Wednesday, October 9, 2013

Mourning the Loss of a Long Time Friend

Today marks one of the worst days of my life. I lost a long time friend. I knew this girl since second grade. Then I transferred to another school and wouldn't meet her again til 5 years later. I don't even think she remembered that time but that's inconsequential. Counting all the years I knew her, first grade, and then 7-12th grade, and then 3 years in college, I would say that's about a little 9 years. Flash forward today. I got an Illini alert this morning at around 11 AM. Lincoln Ave in Urbana between Nevada and Pennsylvania were closed due to an accident investigation. At first I thought this text meant nothing, nothing to do with me, just another minor accident. I could not be more wrong. I went through the day like normal. Until I got home. I was just relaxing and playing GTA V until one roommate of mine got a phone call. At first I couldn't tell if he was laughing or crying as he kept saying what in a surprised voice. Later he came down and stammered in a panic that "Mimi died in an car accident today".  I couldn't believe my ears at first. I thought this was a sick joke or a nightmare. I would punch my self, wake up and everything would be fine. But that dreaded feeling crept up on me and every second felt like eternity. I got a drink and something to smoke. It dawned on me that he was telling the truth but my head would not connect the dots. Maybe its a defense mechanism against very shocking news, i was in denial.  Drinking didn't help, smoking didn't help. I was trying to shield myself from such horrible news.

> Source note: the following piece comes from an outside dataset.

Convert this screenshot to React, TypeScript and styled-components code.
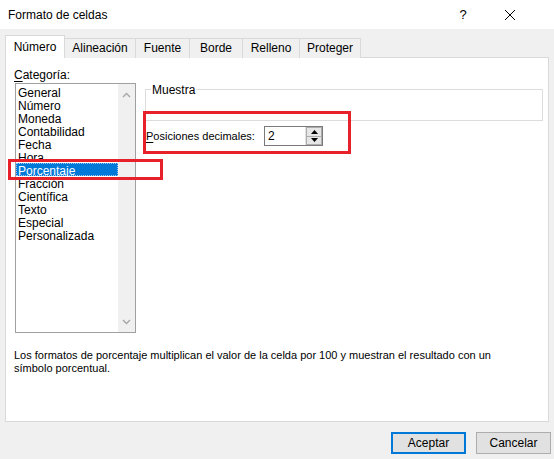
import React from "react";
import styled, { createGlobalStyle } from "styled-components";

const GlobalStyle = createGlobalStyle`
  html, body {
    margin: 0;
    padding: 0;
    background: #f0f0f0;
  }
  body {
    font-family: "Liberation Sans", Arial, sans-serif;
    font-size: 11px;
    color: #000;
  }
`;

const Dialog = styled.div`
  width: 554px;
  height: 459px;
  background: #f0f0f0;
  display: flex;
  flex-direction: column;
  overflow: hidden;
`;

const TitleBar = styled.div`
  height: 29px;
  background: #fff;
  display: flex;
  align-items: center;
  padding-left: 8px;
  box-sizing: border-box;
`;

const Title = styled.div`
  flex: 1;
  font-size: 12px;
  line-height: 16px;
`;

const HelpButton = styled.div`
  width: 14px;
  margin-right: 34px;
  text-align: center;
  font-size: 13px;
  line-height: 16px;
`;

const CloseButton = styled.div`
  width: 12px;
  height: 12px;
  margin-right: 38px;
  display: flex;
`;

const Tabs = styled.div`
  display: flex;
  align-items: flex-end;
  height: 23px;
  margin: 6px 0 0 5px;
  position: relative;
  z-index: 1;
`;

const Tab = styled.div<{ $active?: boolean; $w: number }>`
  box-sizing: border-box;
  width: ${(p) => p.$w}px;
  height: ${(p) => (p.$active ? 23 : 20)}px;
  background: ${(p) => (p.$active ? "#fff" : "#f0f0f0")};
  border: 1px solid #d9d9d9;
  border-bottom: none;
  margin-left: -1px;
  &:first-child {
    margin-left: 0;
  }
  display: flex;
  justify-content: center;
  padding-top: ${(p) => (p.$active ? 4 : 2)}px;
  font-size: 12px;
  line-height: 15px;
  white-space: nowrap;
  position: relative;
  z-index: ${(p) => (p.$active ? 2 : 1)};
`;

const Panel = styled.div`
  position: relative;
  margin: -1px 5px 0 5px;
  height: 365px;
  box-sizing: border-box;
  background: #fff;
  border: 1px solid #d9d9d9;
  padding: 9px 6px 0 8px;
`;

const TopArea = styled.div`
  display: flex;
`;

const CategoryColumn = styled.div`
  width: 122px;
  display: flex;
  flex-direction: column;
`;

const Label = styled.div`
  font-size: 12px;
  line-height: 16px;
  height: 15px;
  white-space: nowrap;
`;

const Mnemonic = styled.span`
  text-decoration: underline;
  text-underline-offset: 2px;
`;

const ListBox = styled.div`
  margin: 1px 0 0 1px;
  width: 121px;
  height: 250px;
  box-sizing: border-box;
  border: 1px solid #a0a0a0;
  display: flex;
`;

const Items = styled.div`
  flex: 1;
  padding-top: 1px;
`;

const Item = styled.div<{ $selected?: boolean }>`
  height: 13px;
  line-height: 13px;
  padding: 1px 0 0 1px;
  box-sizing: border-box;
  font-size: 12px;
  background: ${(p) => (p.$selected ? "#0078d7" : "transparent")};
  color: ${(p) => (p.$selected ? "#fff" : "#000")};
  border: 1px ${(p) => (p.$selected ? "dotted #9ec5f0" : "solid transparent")};
  white-space: nowrap;
`;

const ScrollBar = styled.div`
  width: 17px;
  background: #f0f0f0;
  display: flex;
  flex-direction: column;
  justify-content: space-between;
  align-items: center;
  padding: 8px 0 7px;
  box-sizing: border-box;
`;

const RightColumn = styled.div`
  margin-left: 9px;
  flex: 1;
  display: flex;
  flex-direction: column;
`;

const GroupBox = styled.div`
  position: relative;
  margin-top: 22px;
  width: 398px;
  height: 32px;
  box-sizing: border-box;
  border: 1px solid #dcdcdc;
`;

const Legend = styled.span`
  position: absolute;
  top: -7px;
  left: 5px;
  padding: 0 1px;
  background: #fff;
  font-size: 12px;
  line-height: 14px;
`;

const DecimalRow = styled.div`
  margin-top: 5px;
  display: flex;
  align-items: center;
`;

const DecimalLabel = styled.div`
  width: 118px;
  margin-left: 1px;
  padding-top: 1px;
  line-height: 15px;
  white-space: nowrap;
`;

const SpinBox = styled.div`
  width: 59px;
  height: 20px;
  box-sizing: border-box;
  border: 1px solid #7a7a7a;
  display: flex;
`;

const SpinValue = styled.div`
  flex: 1;
  padding-left: 3px;
  font-size: 12px;
  line-height: 18px;
`;

const SpinButtons = styled.div`
  width: 16px;
  display: flex;
  flex-direction: column;
  border-left: 1px solid #e3e3e3;
`;

const SpinButton = styled.div`
  flex: 1;
  background: #e6e6e6;
  border: 1px solid #adadad;
  display: flex;
  align-items: center;
  justify-content: center;
  &:first-child {
    border-bottom: none;
  }
`;

const Description = styled.div`
  margin-top: 16px;
  line-height: 13px;
  width: 500px;
`;

const Highlight = styled.div<{ $x: number; $y: number; $w: number; $h: number }>`
  position: absolute;
  left: ${(p) => p.$x}px;
  top: ${(p) => p.$y}px;
  width: ${(p) => p.$w}px;
  height: ${(p) => p.$h}px;
  box-sizing: border-box;
  border: 3px solid #e8202a;
  pointer-events: none;
`;

const Footer = styled.div`
  display: flex;
  justify-content: flex-end;
  gap: 10px;
  margin-top: 10px;
  padding-right: 3px;
`;

const Button = styled.div<{ $default?: boolean }>`
  width: 75px;
  height: 22px;
  box-sizing: border-box;
  background: #e1e1e1;
  border: ${(p) => (p.$default ? "2px solid #0078d7" : "1px solid #adadad")};
  display: flex;
  align-items: center;
  justify-content: center;
  font-size: 12px;
  line-height: 15px;
`;

const tabs = [
  { name: "Número", w: 60 },
  { name: "Alineación", w: 72 },
  { name: "Fuente", w: 55 },
  { name: "Borde", w: 54 },
  { name: "Relleno", w: 58 },
  { name: "Proteger", w: 62 },
];

const categories = [
  "General",
  "Número",
  "Moneda",
  "Contabilidad",
  "Fecha",
  "Hora",
  "Porcentaje",
  "Fracción",
  "Científica",
  "Texto",
  "Especial",
  "Personalizada",
];

const Chevron = ({ up }: { up?: boolean }) => (
  <svg width="9" height="6" viewBox="0 0 9 6">
    <path
      d={up ? "M1 5 L4.5 1.5 L8 5" : "M1 1 L4.5 4.5 L8 1"}
      fill="none"
      stroke="#a6a6a6"
      strokeWidth="1.4"
    />
  </svg>
);

const Arrow = ({ up }: { up?: boolean }) => (
  <svg width="7" height="4" viewBox="0 0 7 4">
    <path d={up ? "M0 4 L3.5 0 L7 4 Z" : "M0 0 L3.5 4 L7 0 Z"} fill="#000" />
  </svg>
);

const App = () => {
  return (
    <>
      <GlobalStyle />
      <Dialog>
        <TitleBar>
          <Title>Formato de celdas</Title>
          <HelpButton>?</HelpButton>
          <CloseButton>
            <svg width="12" height="12" viewBox="0 0 12 12">
              <path d="M1 1 L11 11 M11 1 L1 11" stroke="#000" strokeWidth="1" />
            </svg>
          </CloseButton>
        </TitleBar>

        <Tabs>
          {tabs.map((t, i) => (
            <Tab key={t.name} $w={t.w} $active={i === 0}>
              {t.name}
            </Tab>
          ))}
        </Tabs>

        <Panel>
          <TopArea>
            <CategoryColumn>
              <Label>
                <Mnemonic>C</Mnemonic>ategoría:
              </Label>
              <ListBox>
                <Items>
                  {categories.map((c) => (
                    <Item key={c} $selected={c === "Porcentaje"}>
                      {c}
                    </Item>
                  ))}
                </Items>
                <ScrollBar>
                  <Chevron up />
                  <Chevron />
                </ScrollBar>
              </ListBox>
            </CategoryColumn>

            <RightColumn>
              <GroupBox>
                <Legend>Muestra</Legend>
              </GroupBox>
              <DecimalRow>
                <DecimalLabel>
                  <Mnemonic>P</Mnemonic>osiciones decimales:
                </DecimalLabel>
                <SpinBox>
                  <SpinValue>2</SpinValue>
                  <SpinButtons>
                    <SpinButton>
                      <Arrow up />
                    </SpinButton>
                    <SpinButton>
                      <Arrow />
                    </SpinButton>
                  </SpinButtons>
                </SpinBox>
              </DecimalRow>
            </RightColumn>
          </TopArea>

          <Description>
            Los formatos de porcentaje multiplican el valor de la celda por 100 y
            muestran el resultado con un símbolo porcentual.
          </Description>

          <Highlight $x={2} $y={101} $w={155} $h={21} />
          <Highlight $x={137} $y={53} $w={208} $h={43} />
        </Panel>

        <Footer>
          <Button $default>Aceptar</Button>
          <Button>Cancelar</Button>
        </Footer>
      </Dialog>
    </>
  );
};

export default App;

Later we drove to some friends house as we heard there was a meeting. Then we were told those friends went to the victim's apartment and that her parents where there. We went up to meet them and they told us even they didn't not have all the details and would have to contact a funeral home that was close to us back in Chicago for further arrangements.

Mimi was stuck by a pick up truck. The driver had no insurance and was said to have succumbed to diabetic shock when the incident happened. The coroner wont release details until 24 hours after the incident so we are still left in the dark as to what exactly happened to her.
 Leaving the grotesqueness of this accident, after hearing of her passing earlier tonight, all of her friends including me took to social media to mourn her passing. But no matter how many pictures we post, she is gone. She will never return. Every friend she had had different memories of her and with her. Yet we cannot fathom the loss, the pain, the regret her family feels. I saw Mimi's family today. Her mother's eyes were red from crying but when we saw her, she was a strong woman. She did not cry. Her dad did not cry. Her little sister did not cry. But behind those strong facades, I knew exactly how they must have felt. Mimi's parents must have lost sleep, and shed sweat and tears to raise her. Mimi was only 20 and a half years old and God took Mimi away from her parents. From us. Parents should never have to bury their children. As a Christian, I don't even know what to believe. I think this is extremely unfair to her parents and us as her friends. She was a young woman in her college days, learning more about the world and she probably had a very bright future ahead of her. Yet it was cut short by a careless and reckless driver.

I loved Mimi, I really did. I confessed to her many time throughout high school and once during college. But that was a love unrequited. She told me there were better girls out there for me and wanted to stay just friends. I understood. But time and time again, of all the girls I had a crush on, I came back to her numerous times and numerous times I was rejected. I became resentful at times, and jealous. But I realized we could never be anything more than friends. Now I cannot apologize enough for the times I hurt her, said mean things or put her in an awkward position. As they say You never know the true value of someone or something til their gone. I miss our friend ship. I took her for granted, I miss the times we had together, the good, the bad, the happy and the sad. I miss her smile, playfulness, jokes, and our conversation. Not to sound like a creep but I also miss her long flowing hair, the sweet smell of her fragrance. The warmth of her embrace. I'm still in such shock that I cannot cry. Because I also cannot fathom how a wonderful person like her had to have her life taken away.

Just the other day she Snapchatted me and sent me a picture of her medicine and a bag of halls. She said she was sick and i was concerned so I told her get well soon. Today I went to visit her room and saw the exact meds that she sent me pictures of . Only now Mimi isn't there to joke about those things and she is no longer with us. As a Christian, I am having very conflicting thoughts. Why GOD? Why would you take away an innocent young woman with so much potential? I don't even think prayer can answer my questions but I am going to pray for her family. They need as much support as they can get. More than we can ever give, so much more than we ever need.

#RIP Mimi, I loved you and always will. I hope you are in a better place now and will watch over us. Just so you know, this isn't a goodbye, its a see you later.

And as John 14:1-4 says : “Let not your hearts be troubled. Believe in God; believe also in me. In my Father’s house are many rooms. If it were not so, would I have told you that I go to prepare a place for you? And if I go and prepare a place for you, I will come again and will take you to myself, that where I am you may be also. And you know the way to where I am going.”

As for now, time seemed to have stopped. I am still in denial.  But one thing I do know for sure. Tell your close friends and family you love them. Hug them. Be genuine. And never take anything for granted. Cuz you never know what you have lost til its gone.